Yes Geo has always used the same FastRBF libraries as Leapfrog Mining. However there have been some changes in how we present parameters in the user interface to clarify how it works.

It is possible to produce staircase like artefacts in interpolants based on structural trends (in Mining and in Geo). The reasons why would be a good topic for a future blog. These artefacts look ugly and degrade performance, but in Leapfrog Mining users had found a way to adjust a parameter in the grade transform to avoid this effect. In Leapfrog Geo 1.2.1 this parameter was unavailable as its usage was unclear. In Leapfrog Geo 1.3 the parameter is back and has been located with the structural trend controls where it can be found more easily by new users.

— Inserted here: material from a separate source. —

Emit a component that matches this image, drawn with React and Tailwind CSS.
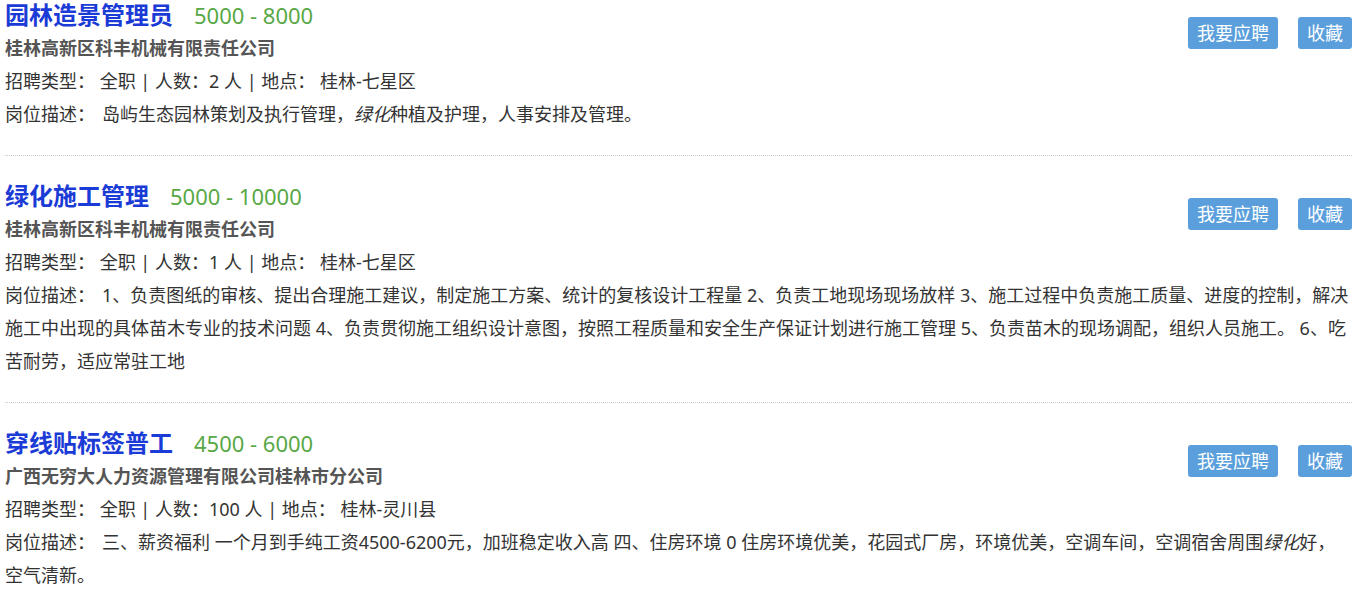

With regards to the range acceptable for the sill variance, mathematically, the sill should be related to the variance of the transformed data. This is the default value that is used when a new interpolant is created. However the shape of the grade shells is determined by the ratio of the sill to the nugget and we found existing Leapfrog Mining users preferred to adjust the shape of their grade shells by changing the sill parameter. To give these users the flexibility they were used to in Leapfrog Mining we allowed the sill to be set to a maximum value of 10x the variance of the transformed data.

However, we now publish the variance of the transformed data on the interpolant tab so that the sill can be reset if necessary.

Regards

Kirk

Kirk, in the above response, second paragraph, to which “parameter” are you referring that is back in v1.3?

thanks, Marc

The new parameter is called “Outside value:”. In Geo 1.3, it appears on the Trend tab of a user created mesh. Setting this parameter to a small negative value removes the staircase like artifacts that sometimes occur when a mesh is made using a structural trend.

In Leapfrog mining, our users were setting the “Zero:” parameter in the grade parameters tab to small negative values to remove the same staircase like artifacts. The new “Outside value:” parameter in Geo works in a similar way.